» **Material**:
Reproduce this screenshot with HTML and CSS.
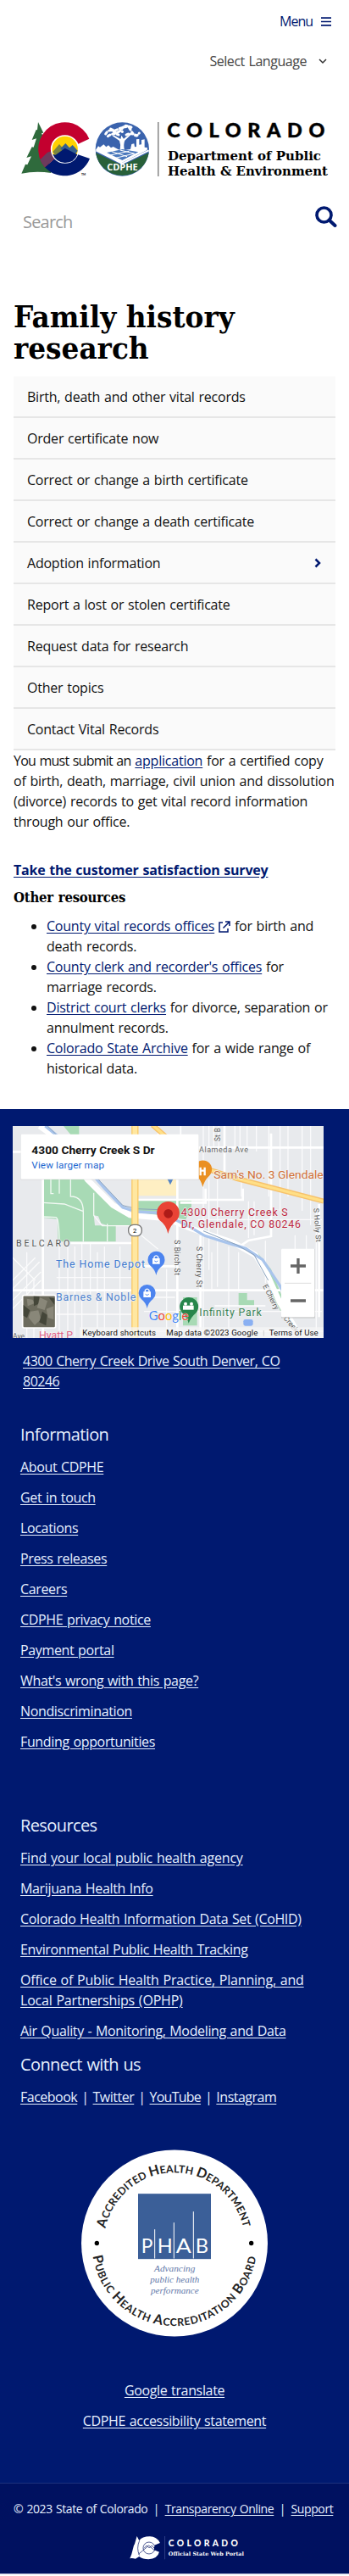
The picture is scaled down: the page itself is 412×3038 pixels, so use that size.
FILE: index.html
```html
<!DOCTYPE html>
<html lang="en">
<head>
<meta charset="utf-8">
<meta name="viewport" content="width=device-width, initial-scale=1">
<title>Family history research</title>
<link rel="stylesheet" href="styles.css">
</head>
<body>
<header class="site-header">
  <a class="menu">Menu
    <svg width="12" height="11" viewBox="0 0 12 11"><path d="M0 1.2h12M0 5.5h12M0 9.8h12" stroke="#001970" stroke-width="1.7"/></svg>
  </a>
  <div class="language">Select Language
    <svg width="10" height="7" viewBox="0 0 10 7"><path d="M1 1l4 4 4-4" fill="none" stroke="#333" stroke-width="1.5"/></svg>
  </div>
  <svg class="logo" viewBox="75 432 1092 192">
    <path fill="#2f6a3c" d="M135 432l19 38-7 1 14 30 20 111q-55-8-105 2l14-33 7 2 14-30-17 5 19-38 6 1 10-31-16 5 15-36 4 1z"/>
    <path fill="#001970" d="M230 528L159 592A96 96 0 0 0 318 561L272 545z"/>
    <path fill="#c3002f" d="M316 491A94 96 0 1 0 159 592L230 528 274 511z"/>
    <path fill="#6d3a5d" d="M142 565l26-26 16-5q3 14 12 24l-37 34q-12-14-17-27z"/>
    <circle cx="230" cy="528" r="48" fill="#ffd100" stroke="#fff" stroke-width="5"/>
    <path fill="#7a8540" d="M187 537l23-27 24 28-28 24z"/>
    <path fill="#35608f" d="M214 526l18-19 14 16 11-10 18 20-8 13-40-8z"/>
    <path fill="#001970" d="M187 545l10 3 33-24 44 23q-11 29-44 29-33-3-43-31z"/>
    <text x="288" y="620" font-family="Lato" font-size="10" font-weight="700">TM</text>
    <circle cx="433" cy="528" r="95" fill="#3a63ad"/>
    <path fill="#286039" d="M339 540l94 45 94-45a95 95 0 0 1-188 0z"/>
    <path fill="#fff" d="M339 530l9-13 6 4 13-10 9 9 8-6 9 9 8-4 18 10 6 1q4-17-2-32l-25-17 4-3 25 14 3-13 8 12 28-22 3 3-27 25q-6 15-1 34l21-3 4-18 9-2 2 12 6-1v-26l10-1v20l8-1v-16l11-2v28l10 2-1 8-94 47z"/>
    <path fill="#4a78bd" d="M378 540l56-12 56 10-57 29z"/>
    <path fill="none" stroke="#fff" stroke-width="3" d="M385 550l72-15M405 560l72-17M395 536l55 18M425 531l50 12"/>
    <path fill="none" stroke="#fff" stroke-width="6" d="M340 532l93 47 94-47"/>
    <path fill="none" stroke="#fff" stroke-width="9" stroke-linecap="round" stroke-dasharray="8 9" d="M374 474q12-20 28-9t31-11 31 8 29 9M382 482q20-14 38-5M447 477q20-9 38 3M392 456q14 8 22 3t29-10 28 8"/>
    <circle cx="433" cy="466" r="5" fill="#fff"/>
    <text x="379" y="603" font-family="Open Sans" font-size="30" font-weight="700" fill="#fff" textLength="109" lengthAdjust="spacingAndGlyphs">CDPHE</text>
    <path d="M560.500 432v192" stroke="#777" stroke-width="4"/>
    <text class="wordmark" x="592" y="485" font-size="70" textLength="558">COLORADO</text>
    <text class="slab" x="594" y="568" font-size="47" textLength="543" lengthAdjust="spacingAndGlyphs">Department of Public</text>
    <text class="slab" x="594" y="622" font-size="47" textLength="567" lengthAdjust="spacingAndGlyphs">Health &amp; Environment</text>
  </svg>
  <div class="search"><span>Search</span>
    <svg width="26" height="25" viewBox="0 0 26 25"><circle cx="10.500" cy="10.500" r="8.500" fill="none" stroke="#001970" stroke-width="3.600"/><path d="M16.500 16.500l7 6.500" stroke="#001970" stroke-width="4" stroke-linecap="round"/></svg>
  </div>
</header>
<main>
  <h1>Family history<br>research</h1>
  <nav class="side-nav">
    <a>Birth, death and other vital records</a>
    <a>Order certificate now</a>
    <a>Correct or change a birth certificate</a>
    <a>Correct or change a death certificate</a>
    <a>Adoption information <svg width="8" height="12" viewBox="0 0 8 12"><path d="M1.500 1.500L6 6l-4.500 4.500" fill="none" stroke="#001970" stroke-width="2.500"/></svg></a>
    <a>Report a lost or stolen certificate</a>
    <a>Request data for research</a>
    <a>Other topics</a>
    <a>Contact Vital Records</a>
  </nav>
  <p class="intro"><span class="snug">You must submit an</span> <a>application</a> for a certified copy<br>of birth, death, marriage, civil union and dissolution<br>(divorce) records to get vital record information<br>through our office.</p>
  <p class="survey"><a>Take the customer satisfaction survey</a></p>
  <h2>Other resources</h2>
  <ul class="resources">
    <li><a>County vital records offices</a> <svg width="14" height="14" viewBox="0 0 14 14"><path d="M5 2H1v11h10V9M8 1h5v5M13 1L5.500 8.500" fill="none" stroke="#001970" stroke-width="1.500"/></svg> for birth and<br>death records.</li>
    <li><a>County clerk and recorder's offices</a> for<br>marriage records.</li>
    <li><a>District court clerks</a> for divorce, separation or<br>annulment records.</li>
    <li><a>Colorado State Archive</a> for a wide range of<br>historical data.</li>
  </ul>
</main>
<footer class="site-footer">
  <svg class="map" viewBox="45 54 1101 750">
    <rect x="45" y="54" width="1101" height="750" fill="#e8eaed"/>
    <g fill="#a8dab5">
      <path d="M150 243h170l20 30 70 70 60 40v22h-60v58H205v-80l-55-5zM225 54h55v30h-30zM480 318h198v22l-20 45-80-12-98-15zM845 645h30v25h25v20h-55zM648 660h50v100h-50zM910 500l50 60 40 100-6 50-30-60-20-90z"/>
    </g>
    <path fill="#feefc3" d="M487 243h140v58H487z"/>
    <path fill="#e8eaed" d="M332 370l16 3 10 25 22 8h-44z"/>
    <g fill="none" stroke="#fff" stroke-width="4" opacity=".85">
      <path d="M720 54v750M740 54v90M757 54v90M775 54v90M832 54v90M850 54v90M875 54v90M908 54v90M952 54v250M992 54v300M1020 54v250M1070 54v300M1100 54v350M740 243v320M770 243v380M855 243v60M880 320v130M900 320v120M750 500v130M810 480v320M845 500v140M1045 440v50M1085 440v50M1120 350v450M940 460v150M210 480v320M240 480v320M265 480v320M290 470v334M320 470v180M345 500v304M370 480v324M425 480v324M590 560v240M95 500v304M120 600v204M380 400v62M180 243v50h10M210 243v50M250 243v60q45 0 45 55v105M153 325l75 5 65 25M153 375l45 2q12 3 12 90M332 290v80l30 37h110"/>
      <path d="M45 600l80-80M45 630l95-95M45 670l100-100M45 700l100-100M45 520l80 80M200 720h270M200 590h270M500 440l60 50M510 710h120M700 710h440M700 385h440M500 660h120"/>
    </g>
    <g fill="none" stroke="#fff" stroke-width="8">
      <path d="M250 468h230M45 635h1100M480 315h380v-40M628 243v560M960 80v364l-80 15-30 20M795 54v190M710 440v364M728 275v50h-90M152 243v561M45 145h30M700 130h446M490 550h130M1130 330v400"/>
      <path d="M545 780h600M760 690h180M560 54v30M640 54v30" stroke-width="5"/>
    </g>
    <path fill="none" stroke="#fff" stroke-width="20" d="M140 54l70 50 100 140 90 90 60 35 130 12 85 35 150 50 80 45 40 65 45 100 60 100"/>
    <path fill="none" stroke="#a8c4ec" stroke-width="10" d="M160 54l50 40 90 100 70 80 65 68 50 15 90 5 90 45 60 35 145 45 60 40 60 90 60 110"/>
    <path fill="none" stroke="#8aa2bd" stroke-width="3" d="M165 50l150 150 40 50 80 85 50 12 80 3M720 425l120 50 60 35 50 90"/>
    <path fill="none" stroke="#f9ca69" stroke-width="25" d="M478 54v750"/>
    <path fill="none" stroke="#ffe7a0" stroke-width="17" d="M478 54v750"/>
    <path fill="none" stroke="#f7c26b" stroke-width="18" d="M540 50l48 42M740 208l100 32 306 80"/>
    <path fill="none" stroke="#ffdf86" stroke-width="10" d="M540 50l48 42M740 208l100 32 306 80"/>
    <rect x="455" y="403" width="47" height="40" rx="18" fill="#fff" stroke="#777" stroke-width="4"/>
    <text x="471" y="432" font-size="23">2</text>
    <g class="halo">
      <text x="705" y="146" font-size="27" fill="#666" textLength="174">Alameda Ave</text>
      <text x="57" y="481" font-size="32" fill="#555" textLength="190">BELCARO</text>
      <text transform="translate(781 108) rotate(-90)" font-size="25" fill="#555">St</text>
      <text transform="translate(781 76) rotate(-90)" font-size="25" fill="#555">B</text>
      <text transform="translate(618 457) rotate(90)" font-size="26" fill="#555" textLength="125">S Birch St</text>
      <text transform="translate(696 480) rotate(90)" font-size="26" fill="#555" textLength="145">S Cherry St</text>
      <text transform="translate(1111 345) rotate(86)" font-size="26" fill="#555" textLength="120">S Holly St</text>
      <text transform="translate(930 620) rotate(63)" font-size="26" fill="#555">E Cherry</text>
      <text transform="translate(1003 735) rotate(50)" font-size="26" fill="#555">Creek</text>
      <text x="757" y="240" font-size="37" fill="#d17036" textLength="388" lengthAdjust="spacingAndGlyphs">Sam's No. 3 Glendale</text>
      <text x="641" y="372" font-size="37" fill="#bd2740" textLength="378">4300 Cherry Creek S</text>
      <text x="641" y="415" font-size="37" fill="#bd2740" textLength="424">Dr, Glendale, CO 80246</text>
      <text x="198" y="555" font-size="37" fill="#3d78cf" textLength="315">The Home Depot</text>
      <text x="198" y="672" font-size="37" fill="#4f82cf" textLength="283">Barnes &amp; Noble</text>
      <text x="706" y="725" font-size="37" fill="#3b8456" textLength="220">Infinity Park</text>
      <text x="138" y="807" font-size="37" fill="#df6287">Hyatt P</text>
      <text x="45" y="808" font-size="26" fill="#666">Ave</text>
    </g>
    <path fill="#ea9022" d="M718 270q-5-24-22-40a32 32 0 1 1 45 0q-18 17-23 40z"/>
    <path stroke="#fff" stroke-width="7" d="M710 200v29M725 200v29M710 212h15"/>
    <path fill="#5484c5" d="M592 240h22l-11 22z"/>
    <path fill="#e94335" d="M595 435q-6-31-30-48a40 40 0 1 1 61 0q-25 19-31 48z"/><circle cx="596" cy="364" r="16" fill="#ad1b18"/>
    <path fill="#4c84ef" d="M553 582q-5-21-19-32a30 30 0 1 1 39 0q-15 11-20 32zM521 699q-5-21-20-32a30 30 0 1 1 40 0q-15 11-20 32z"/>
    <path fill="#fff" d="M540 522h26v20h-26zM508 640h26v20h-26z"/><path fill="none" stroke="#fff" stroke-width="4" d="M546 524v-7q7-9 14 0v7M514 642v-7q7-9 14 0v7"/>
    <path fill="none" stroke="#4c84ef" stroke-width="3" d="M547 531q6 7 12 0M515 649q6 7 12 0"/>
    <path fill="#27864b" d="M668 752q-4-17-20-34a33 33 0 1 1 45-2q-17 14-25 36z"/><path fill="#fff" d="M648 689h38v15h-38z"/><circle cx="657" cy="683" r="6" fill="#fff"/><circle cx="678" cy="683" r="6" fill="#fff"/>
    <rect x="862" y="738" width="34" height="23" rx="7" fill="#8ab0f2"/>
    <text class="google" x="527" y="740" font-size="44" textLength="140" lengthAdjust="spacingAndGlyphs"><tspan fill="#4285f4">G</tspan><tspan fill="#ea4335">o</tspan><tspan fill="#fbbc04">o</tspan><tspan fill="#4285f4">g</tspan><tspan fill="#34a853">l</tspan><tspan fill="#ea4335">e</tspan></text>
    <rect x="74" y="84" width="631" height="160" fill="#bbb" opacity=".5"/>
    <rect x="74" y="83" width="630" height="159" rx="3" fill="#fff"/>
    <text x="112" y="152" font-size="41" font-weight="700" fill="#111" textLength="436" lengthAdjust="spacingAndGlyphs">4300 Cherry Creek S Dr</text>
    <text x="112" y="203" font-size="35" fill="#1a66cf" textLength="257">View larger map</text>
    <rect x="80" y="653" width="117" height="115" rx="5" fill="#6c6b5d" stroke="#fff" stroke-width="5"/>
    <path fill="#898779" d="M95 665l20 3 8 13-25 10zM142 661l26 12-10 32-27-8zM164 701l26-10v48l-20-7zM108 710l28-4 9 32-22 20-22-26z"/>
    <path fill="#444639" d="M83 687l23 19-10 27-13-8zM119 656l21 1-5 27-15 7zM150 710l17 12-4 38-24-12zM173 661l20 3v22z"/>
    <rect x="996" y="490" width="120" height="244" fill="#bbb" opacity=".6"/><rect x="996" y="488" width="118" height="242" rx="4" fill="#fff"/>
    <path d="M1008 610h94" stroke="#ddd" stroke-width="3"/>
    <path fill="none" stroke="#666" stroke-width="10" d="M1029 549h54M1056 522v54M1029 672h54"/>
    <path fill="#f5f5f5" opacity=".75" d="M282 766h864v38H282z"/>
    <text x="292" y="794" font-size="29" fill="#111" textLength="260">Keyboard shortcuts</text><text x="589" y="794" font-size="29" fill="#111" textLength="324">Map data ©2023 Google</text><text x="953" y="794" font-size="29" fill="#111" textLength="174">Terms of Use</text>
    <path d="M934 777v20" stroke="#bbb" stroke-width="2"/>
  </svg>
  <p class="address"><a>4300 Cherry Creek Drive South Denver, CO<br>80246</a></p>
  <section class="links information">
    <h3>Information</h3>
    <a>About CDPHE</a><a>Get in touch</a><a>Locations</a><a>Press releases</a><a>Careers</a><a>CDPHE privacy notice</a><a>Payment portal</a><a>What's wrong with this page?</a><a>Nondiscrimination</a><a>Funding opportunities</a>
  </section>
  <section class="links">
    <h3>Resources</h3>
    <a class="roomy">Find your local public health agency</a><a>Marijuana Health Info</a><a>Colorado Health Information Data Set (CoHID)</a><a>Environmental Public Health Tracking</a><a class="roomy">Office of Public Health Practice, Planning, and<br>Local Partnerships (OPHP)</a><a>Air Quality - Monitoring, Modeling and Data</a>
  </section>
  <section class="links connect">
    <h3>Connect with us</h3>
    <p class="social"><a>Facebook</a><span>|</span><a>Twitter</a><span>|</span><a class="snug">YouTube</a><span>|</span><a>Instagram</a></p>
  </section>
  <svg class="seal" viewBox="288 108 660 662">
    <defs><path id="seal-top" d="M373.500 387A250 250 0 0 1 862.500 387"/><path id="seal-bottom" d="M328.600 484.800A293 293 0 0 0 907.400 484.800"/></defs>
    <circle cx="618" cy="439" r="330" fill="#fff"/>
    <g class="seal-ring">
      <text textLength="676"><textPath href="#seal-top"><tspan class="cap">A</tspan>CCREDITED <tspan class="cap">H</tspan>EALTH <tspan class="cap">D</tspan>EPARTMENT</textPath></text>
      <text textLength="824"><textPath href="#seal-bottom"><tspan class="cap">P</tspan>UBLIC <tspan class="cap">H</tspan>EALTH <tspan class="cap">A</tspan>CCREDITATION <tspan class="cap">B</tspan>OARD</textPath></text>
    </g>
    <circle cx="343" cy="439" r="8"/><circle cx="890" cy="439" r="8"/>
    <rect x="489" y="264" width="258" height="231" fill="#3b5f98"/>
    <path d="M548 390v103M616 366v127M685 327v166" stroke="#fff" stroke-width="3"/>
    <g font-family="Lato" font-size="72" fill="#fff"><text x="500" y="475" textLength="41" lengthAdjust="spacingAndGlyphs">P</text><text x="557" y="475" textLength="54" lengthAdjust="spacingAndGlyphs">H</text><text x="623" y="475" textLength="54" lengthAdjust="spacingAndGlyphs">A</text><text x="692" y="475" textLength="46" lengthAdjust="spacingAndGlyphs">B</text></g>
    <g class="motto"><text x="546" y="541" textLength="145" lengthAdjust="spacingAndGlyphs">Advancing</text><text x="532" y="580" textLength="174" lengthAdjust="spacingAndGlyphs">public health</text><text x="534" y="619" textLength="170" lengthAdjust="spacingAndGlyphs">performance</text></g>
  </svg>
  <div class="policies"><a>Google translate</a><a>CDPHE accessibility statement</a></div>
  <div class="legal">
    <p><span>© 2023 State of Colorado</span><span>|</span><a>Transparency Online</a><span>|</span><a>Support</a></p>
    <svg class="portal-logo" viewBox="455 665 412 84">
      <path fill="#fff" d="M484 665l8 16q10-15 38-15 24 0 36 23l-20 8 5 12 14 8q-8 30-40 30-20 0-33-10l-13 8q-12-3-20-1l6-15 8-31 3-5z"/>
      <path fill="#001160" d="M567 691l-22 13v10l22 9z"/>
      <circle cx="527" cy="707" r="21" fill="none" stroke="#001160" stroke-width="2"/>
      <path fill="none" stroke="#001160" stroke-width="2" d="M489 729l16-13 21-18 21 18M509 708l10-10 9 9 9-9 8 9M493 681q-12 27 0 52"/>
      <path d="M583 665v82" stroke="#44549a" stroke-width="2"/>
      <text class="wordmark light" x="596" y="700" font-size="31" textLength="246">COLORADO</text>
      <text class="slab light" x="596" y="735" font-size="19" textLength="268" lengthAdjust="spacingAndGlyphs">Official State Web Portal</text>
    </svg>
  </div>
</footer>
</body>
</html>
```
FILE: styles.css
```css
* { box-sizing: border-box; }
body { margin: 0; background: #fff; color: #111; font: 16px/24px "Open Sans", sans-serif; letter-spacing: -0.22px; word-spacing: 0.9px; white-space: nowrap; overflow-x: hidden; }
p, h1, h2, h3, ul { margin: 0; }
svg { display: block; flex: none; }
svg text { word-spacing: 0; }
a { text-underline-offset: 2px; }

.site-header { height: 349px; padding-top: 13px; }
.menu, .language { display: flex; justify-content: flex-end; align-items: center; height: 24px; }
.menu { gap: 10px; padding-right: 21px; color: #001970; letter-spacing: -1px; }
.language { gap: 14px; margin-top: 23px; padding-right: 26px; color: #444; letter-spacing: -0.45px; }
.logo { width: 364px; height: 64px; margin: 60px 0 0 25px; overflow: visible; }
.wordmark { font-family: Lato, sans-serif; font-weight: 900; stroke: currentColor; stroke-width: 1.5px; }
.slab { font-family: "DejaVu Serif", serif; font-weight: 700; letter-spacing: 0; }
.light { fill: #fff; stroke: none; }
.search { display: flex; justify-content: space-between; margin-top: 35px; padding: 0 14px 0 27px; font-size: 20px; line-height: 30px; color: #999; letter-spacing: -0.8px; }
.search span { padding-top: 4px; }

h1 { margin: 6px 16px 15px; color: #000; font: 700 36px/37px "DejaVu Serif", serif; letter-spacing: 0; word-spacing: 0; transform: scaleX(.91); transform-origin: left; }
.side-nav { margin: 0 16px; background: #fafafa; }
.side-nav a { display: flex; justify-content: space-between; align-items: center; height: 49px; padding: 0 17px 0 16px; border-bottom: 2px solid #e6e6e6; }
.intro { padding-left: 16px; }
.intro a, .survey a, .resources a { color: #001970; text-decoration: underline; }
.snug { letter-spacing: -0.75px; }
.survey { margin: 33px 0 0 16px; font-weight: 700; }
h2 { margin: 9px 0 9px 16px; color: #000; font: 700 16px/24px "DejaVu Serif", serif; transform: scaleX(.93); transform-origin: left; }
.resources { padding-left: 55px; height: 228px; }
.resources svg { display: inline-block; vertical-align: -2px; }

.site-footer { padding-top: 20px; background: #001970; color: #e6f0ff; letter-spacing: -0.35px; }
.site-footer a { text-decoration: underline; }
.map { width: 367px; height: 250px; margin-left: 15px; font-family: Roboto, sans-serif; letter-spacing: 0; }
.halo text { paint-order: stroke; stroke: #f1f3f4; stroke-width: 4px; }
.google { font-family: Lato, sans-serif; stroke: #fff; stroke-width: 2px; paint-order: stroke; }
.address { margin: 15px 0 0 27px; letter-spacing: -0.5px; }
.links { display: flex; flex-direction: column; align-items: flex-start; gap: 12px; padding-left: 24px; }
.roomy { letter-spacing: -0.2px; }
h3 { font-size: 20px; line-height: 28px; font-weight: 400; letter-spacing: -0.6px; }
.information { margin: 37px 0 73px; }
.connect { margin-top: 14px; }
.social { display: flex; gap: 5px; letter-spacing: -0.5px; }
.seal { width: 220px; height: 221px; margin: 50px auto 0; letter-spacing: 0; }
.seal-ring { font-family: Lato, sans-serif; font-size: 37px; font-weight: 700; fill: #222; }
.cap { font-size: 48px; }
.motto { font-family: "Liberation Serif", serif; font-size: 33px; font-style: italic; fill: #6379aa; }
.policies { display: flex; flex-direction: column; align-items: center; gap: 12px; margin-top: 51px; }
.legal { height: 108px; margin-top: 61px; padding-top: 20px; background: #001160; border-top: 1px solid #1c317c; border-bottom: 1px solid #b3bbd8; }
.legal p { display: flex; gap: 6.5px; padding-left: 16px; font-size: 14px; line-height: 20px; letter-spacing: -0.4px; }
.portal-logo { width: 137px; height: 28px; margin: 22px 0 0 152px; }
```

» **Short task**: Search the data for the string "with" and copy each line where it appears.

» **Expected answer**:
Reproduce this screenshot with HTML and CSS.
    <a>About CDPHE</a><a>Get in touch</a><a>Locations</a><a>Press releases</a><a>Careers</a><a>CDPHE privacy notice</a><a>Payment portal</a><a>What's wrong with this page?</a><a>Nondiscrimination</a><a>Funding opportunities</a>
    <h3>Connect with us</h3>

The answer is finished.